This article was published on July 7, 2015

Mozilla plans to rebuild Firefox’s interface using modern Web technology


Mozilla plans to rebuild Firefox’s interface using modern Web technology

Firefox has been around since 2002 and Mozilla is looking to rebuild fundamental parts of the browser for the first time.

Mozilla’s Director of Engineering, Dave Camp, posted a message to the Mozilla mailing list saying that while Firefox is “built on Web technologies” the company could “do a much better job of capitalizing on it.”

The browser’s interface as we know it today was built on top of Mozilla’s XML User Interface Language (XUL), which was invented to “fill the gaps” that HTML had at the time.

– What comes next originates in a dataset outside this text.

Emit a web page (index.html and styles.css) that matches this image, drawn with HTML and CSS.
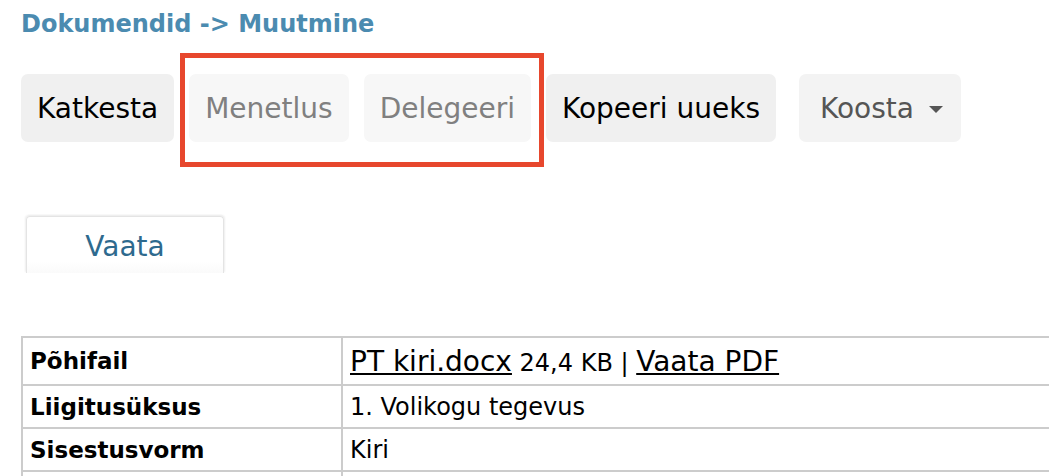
FILE: index.html
```html
<!DOCTYPE html>
<html lang="et">
<head>
    <meta charset="UTF-8">
    <title>Dokumendid - Muutmine</title>
    <link rel="stylesheet" href="styles.css">
</head>
<body>
    <div class="page">
        <h1 class="crumbs">Dokumendid -&gt; Muutmine</h1>

        <!-- Toolbar -->
        <div class="toolbar">
            <button class="btn">Katkesta</button>
            <button class="btn" disabled>Menetlus</button>
            <button class="btn" disabled>Delegeeri</button>
            <button class="btn">Kopeeri uueks</button>
            <button class="btn btn-menu">Koosta <span class="caret"></span></button>
            <div class="highlight"></div>
        </div>

        <!-- Tabs -->
        <ul class="tabs">
            <li class="tab active">Vaata</li>
        </ul>

        <table class="details">
            <tr>
                <th>Põhifail</th>
                <td><a href="#" class="big-link">PT kiri.docx</a> 24,4 KB | <a href="#" class="big-link">Vaata PDF</a></td>
            </tr>
            <tr>
                <th>Liigitusüksus</th>
                <td>1. Volikogu tegevus</td>
            </tr>
            <tr>
                <th>Sisestusvorm</th>
                <td>Kiri</td>
            </tr>
            <tr>
                <th></th>
                <td></td>
            </tr>
        </table>
    </div>
</body>
</html>
```

FILE: styles.css
```css
html {
    overflow: hidden;
}

body {
    margin: 0;
    font-family: "DejaVu Sans", Verdana, sans-serif;
    color: #000;
    background: #fff;
}

.page {
    padding: 10px 0 0 21px;
}

.crumbs {
    margin: 0;
    font-size: 24px;
    font-weight: bold;
    color: #4b8bb0;
    line-height: 28px;
}

.toolbar {
    position: relative;
    display: flex;
    align-items: center;
    margin-top: 36px;
}

.btn {
    font-family: "DejaVu Sans", Verdana, sans-serif;
    font-size: 28px;
    height: 68px;
    padding: 0 16px;
    margin-right: 15px;
    border: none;
    border-radius: 7px;
    background: #f0f0f0;
    color: #000;
    cursor: pointer;
}

.btn:disabled {
    background: #f7f7f7;
    color: #808080;
    cursor: default;
}

.btn-menu {
    margin-left: 8px;
    background: #f3f3f3;
    color: #555;
    padding: 0 18px 0 21px;
}

.caret {
    display: inline-block;
    width: 0;
    height: 0;
    margin-left: 6px;
    vertical-align: middle;
    border-left: 7px solid transparent;
    border-right: 7px solid transparent;
    border-top: 7px solid #555;
}

/* red annotation frame around the disabled buttons */
.highlight {
    position: absolute;
    left: 159px;
    top: -21px;
    width: 354px;
    height: 104px;
    border: 5px solid #e7472d;
}

.tabs {
    list-style: none;
    margin: 74px 0 0 5px;
    padding: 0;
    display: flex;
}

.tab {
    width: 198px;
    height: 57px;
    box-sizing: border-box;
    padding-top: 13px;
    text-align: center;
    font-size: 28px;
    color: #2e6a8e;
    border: 1px solid #e4e4e4;
    border-bottom: none;
    border-radius: 4px 4px 0 0;
    box-shadow: -1px -1px 2px #eee, 1px -1px 2px #eee;
    background: linear-gradient(#fff, #fff 80%, #fafafa);
}

.details {
    margin-top: 63px;
    width: 1100px;
    border-collapse: collapse;
    font-size: 24px;
}

.details th,
.details td {
    border: 2px solid #ccc;
    padding: 0 7px;
    height: 41px;
    text-align: left;
    vertical-align: middle;
}

.details th {
    width: 304px;
    font-weight: bold;
    font-size: 23px;
}

.details tr:first-child th,
.details tr:first-child td {
    height: 46px;
}

.big-link {
    color: #000;
    font-size: 28px;
}
```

According to Camp’s email, because XUL isn’t a Web technology it doesn’t get as much attention as it needs. That means performance problems are left unfixed, as well as creating complexity for Firefox’s rendering engine, Gecko.

Camp said that Mozilla “[intends] to move Firefox away from XUL and XBL,” though the discussions have just begun internally.

The shift is a big one for Mozilla and could have huge implications for developers of browser extensions and the company itself, and Camp acknowledges answering the big questions is “going to take a while.”

In the future, Mozilla will make the most of the same technology to render itself that the Web does, and that’s good for everyone.